CuckooGraph: A Scalable and Space-Time Efficient Data Structure for Large-Scale Dynamic Graphs
Zhuochen Fan, Yalun Cai, Zirui Liu, Jiarui Guo, Xin Fan, Tong Yang, Bin Cui
TL;DR
CuckooGraph addresses the core challenges of large-scale dynamic graphs—rapid updates, massive scale, and complex queries—by adopting a transformable, hash-based storage that uses Large/Small Cuckoo Hash Tables (L-CHT/S-CHT) and a Denylist mechanism. The transformable data structures enable adaptive space reuse, while the Denylist mitigates insertion failures without frequent reconfigurations. The authors provide theoretical time and memory analyses and demonstrate substantial empirical gains over state-of-the-art baselines across insertion, query, and graph analytics tasks, with additional practicality through Redis and Neo4j integrations. The work offers a practical, scalable approach to dynamic graph storage with strong performance guarantees and broad applicability in real-world data systems.
Abstract
Graphs play an increasingly important role in various big data applications. However, existing graph data structures cannot simultaneously address the performance bottlenecks caused by the dynamic updates, large scale, and high query complexity of current graphs. This paper proposes a novel data structure for large-scale dynamic graphs called CuckooGraph. It does not require any prior knowledge of the upcoming graphs, and can adaptively resize to the most memory-efficient form while requiring few memory accesses for very fast graph data processing.

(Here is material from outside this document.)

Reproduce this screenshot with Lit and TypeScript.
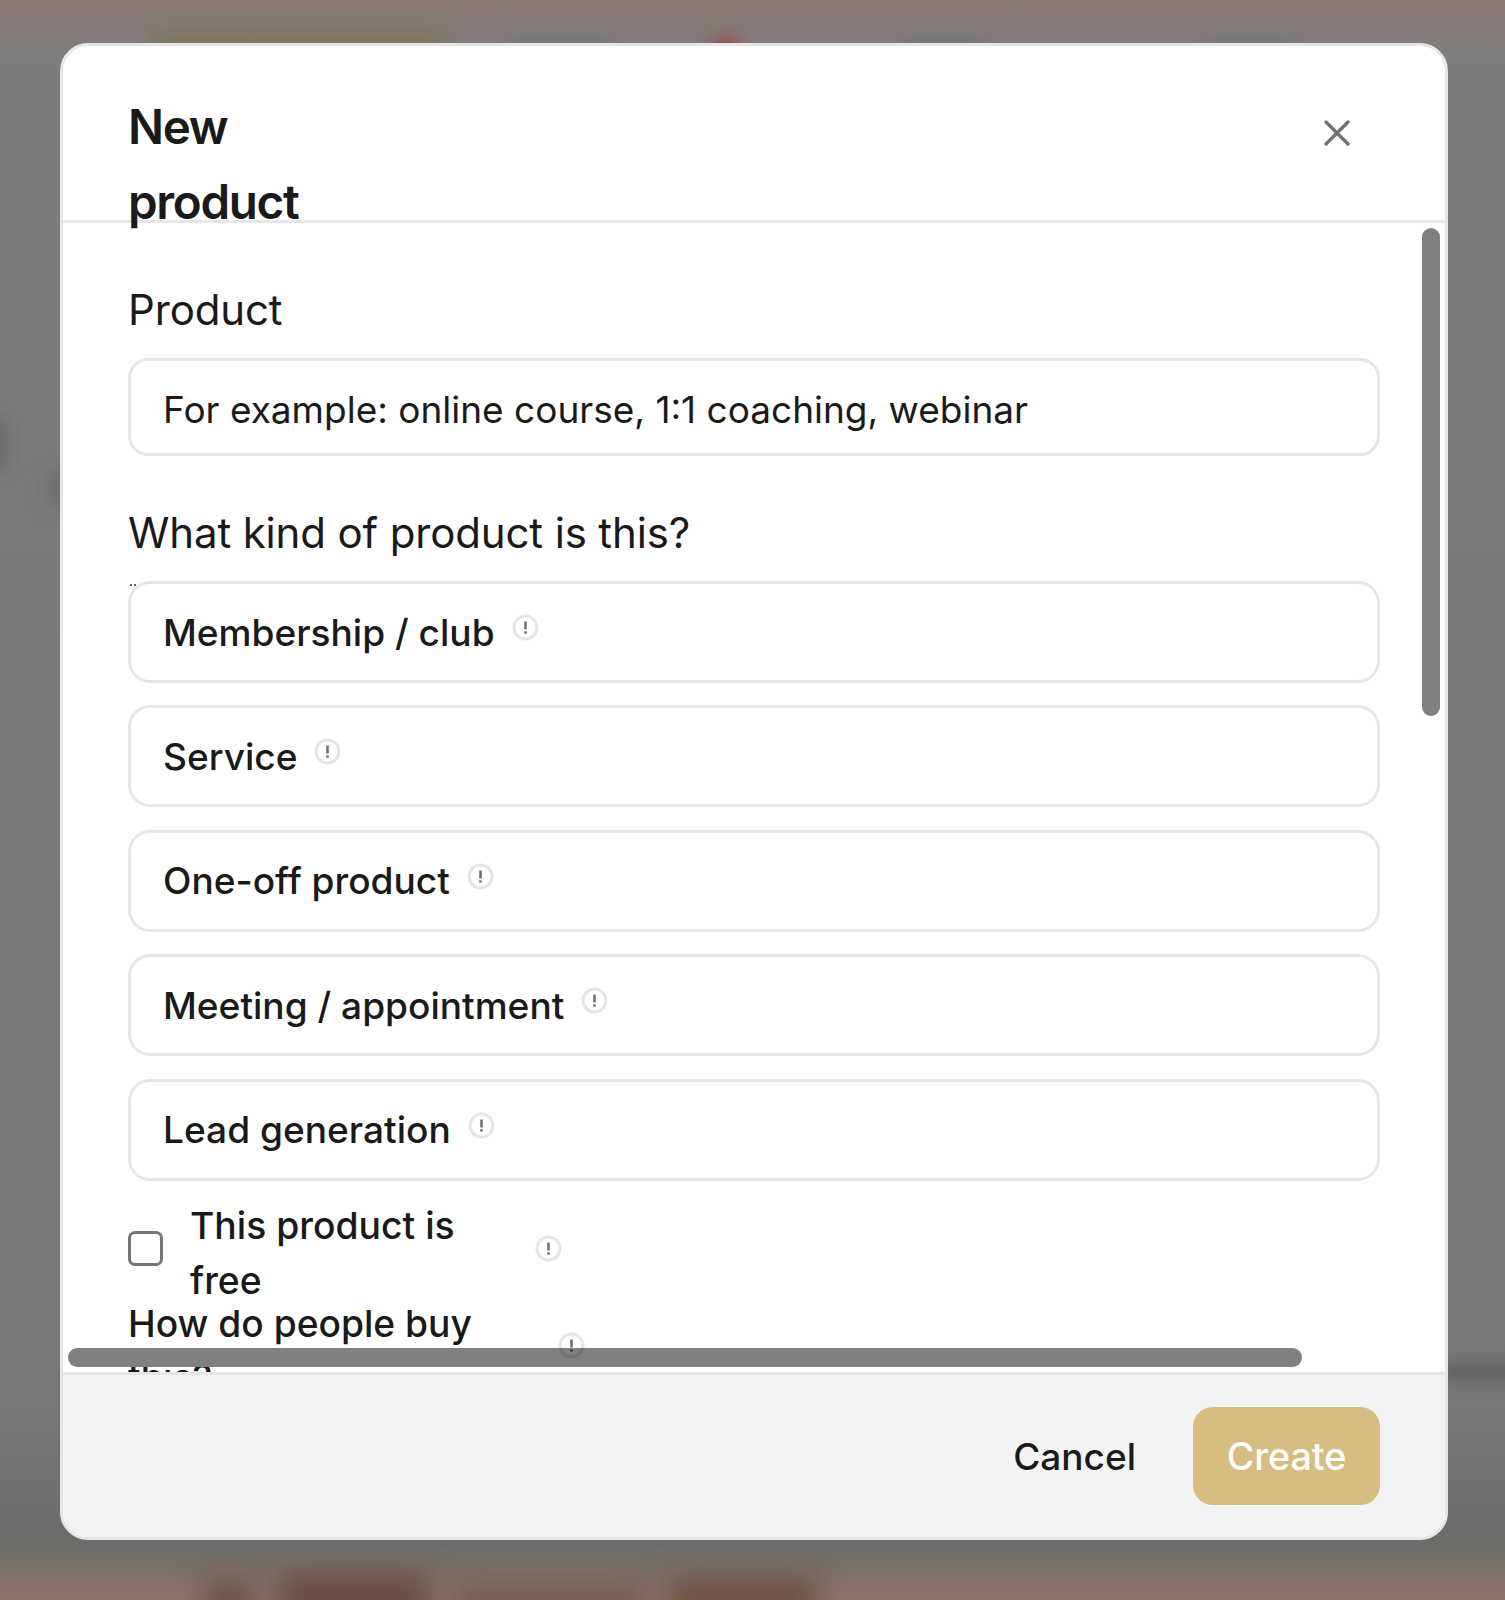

The key techniques of CuckooGraph include TRANSFORMATION and DENYLIST. TRANSFORMATION fully utilizes the limited memory by designing related data structures that allow flexible space transformations to smoothly expand/tighten the required space depending on the number of incoming items. DENYLIST efficiently handles item insertion failures and further improves processing speed. Our experimental results show that compared with the most competitive solution Spruce, CuckooGraph achieves about $33\times$ higher insertion throughput while requiring only about $68\%$ of the memory space.